O acolhimento como resistência

Nesse cenário, diante do adoecimento crescente da categoria, o Sitraemg criou um Departamento de Saúde do Trabalhador, que atua na escuta ativa e no encaminhamento psicológico e jurídico dos servidores. A equipe realiza visitas técnicas às unidades, produz boletins informativos, media conflitos e oferece apoio a quem está em sofrimento.

O Estatuto do Sitraemg estabelece como um de seus deveres “propor, encaminhar e fiscalizar ações que visem à defesa e preservação da saúde do trabalhador”, reforça o coordenador executivo.

“Muitas vezes, o servidor não sabe nem que está sofrendo assédio moral institucional. A gente ajuda a identificar e a enfrentar essas situações”, explica Lobato. Além disso, o sindicato promove campanhas como “Saúde Mental no Judiciário é Direito”, além de seminários, rodas de conversa e cartilhas voltadas ao bem-estar.

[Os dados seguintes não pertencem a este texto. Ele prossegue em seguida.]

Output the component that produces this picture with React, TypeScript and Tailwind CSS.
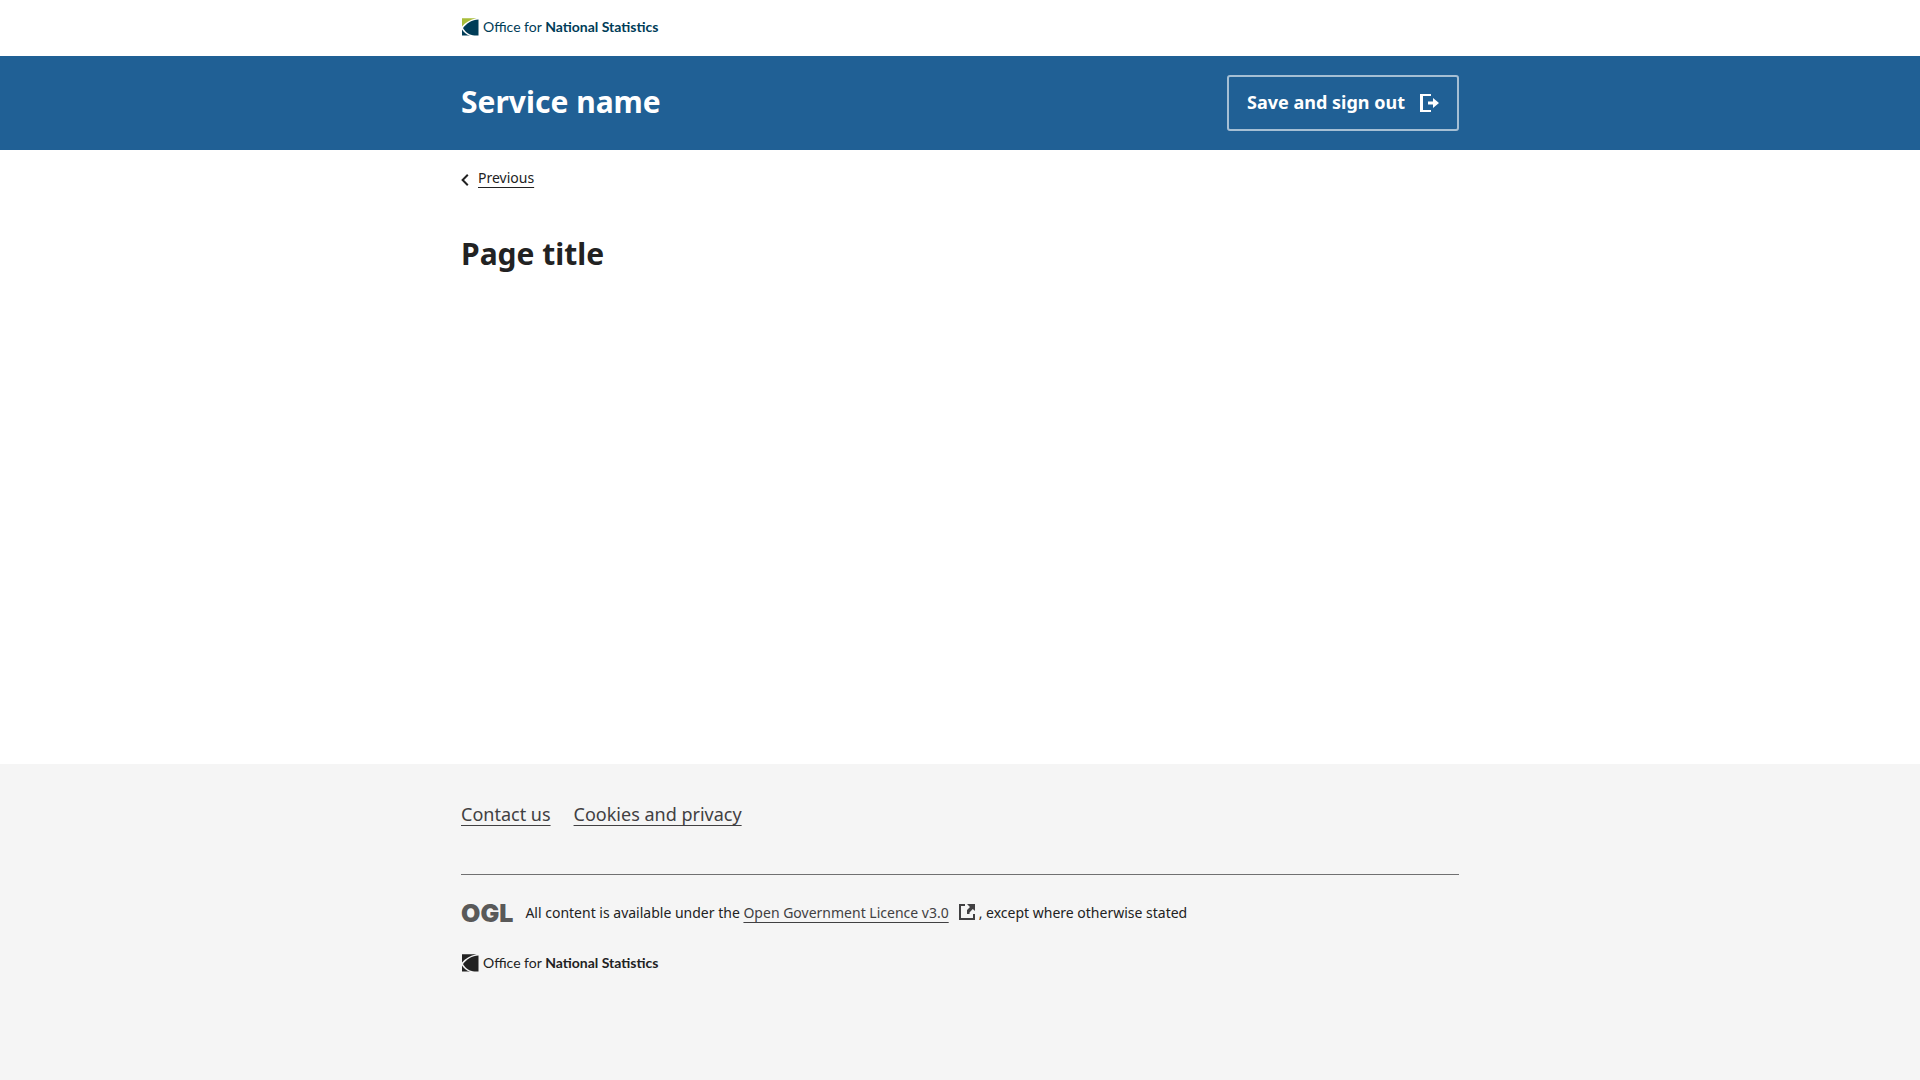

Mesa sobre saúde mental no XXII Congresso Estadual Ordinário do Sitraemg.

“A gente precisa combater a lógica do adoecimento. Quando o servidor está fragilizado, todo o funcionamento da Justiça é impactado, e quem mais sofre é o cidadão, que depende de um atendimento público eficiente e humanizado”, afirma Antônio Carlos. Segundo ele, o sindicato tem insistido que saúde e valorização profissional devem andar juntas, e que não se faz justiça sem servidores respeitados e saudáveis.

Efeitos para a sociedade

Com prazos mais longos, audiências remarcadas e maior índice de erros materiais, cresce a insatisfação da sociedade com o Judiciário. No entanto, poucos associam esse quadro à falta de pessoal. A percepção generalizada de lentidão esconde uma realidade de esforço e sacrifício invisibilizado.

“Já me deparei com situações de partes falecidas no decorrer de processos que, caso tivessem sido julgados com maior celeridade, poderiam impactar positivamente em suas respectivas vidas”, relata Daniela.

Em áreas como Juizado Especial Federal e Justiça Federal do interior, onde a carência de servidores é ainda maior, a lentidão compromete diretamente o acesso a direitos fundamentais.

Esse distanciamento entre o serviço prestado e a expectativa da sociedade fortalece o descrédito nas instituições. No limite, compromete a própria função do Judiciário como garantidor de direitos e mediador de conflitos sociais. O que os servidores e sindicatos defendem, portanto, não é um privilégio de classe, mas a estrutura mínima necessária para que a Justiça seja, de fato, acessível, eficaz e humana.

O grito de alerta

Para Leda Camargo a situação atual é desoladora. “Hoje, a gente olha em volta e vê colegas doentes, afastados, deprimidos. E o pior: ninguém entra no lugar. O serviço continua, os prazos continuam, e a gente vai se virando. Mas até quando?”

Daniela Alencar também relata o impacto cotidiano da sobrecarga. Segundo ela, a falta de reconhecimento institucional aprofunda esse desgaste. “O trabalho está muito invisibilizado. A gente se dedica, se compromete, mas parece que não enxergam o que a gente está passando.”

Rogéria Civinelli compartilha a mesma sensação de exaustão acumulada. “Eu vejo muita gente adoecendo. Isso não é de agora. E esse sofrimento vai se agravando com o tempo.”

Antônio Salgado reforça que a realidade atual não é fruto de escolhas pessoais, mas de um processo de abandono institucional. “A impressão que eu tenho é de que a gente está sendo deixado de lado. A cada direito que a gente perde, tem que lutar muito para tentar recuperar. Mas a luta é constante, cansativa, e parece que só a gente enxerga isso.”

As falas dos servidores apontam para um colapso anunciado, um sistema sustentado pelo esforço individual dos trabalhadores, muitas vezes às custas da própria saúde física e mental. O grito de alerta está dado: nas ruas, nos movimentos organizados e nas ações do sindicato.

Reconhecimento também é justiça

Assim, os servidores reforçam um apelo à sociedade: que se compreenda a verdadeira natureza de sua atuação. Para Daniela Alencar, é fundamental que a população saiba separar a imagem distorcida que muitas vezes é construída: “É muito importante que a população em geral entenda que não somos ‘inimigos do povo’, que o serviço por nós desempenhado é essencial e que são raros os casos de servidores descumpridores de seus deveres. Também é importante que saibam distinguir o servidor dos magistrados, pois quando a mídia divulga salários astronômicos do ‘Judiciário’, o leigo tende a acreditar que isso abarca todos os servidores.”

Já Leda Camargo reforça: “Há muito trabalho sim. A opinião pública muitas vezes considera o servidor público um ‘marajá’, como foi difundido pela mídia tempos atrás. Mas não é verdade. Em qualquer setor há bons e maus trabalhadores, não se pode generalizar.” Ao fim, o que os servidores pedem não é privilégio, mas reconhecimento: que sua luta por condições dignas de trabalho seja entendida como parte da luta por uma Justiça mais humana e acessível a todos.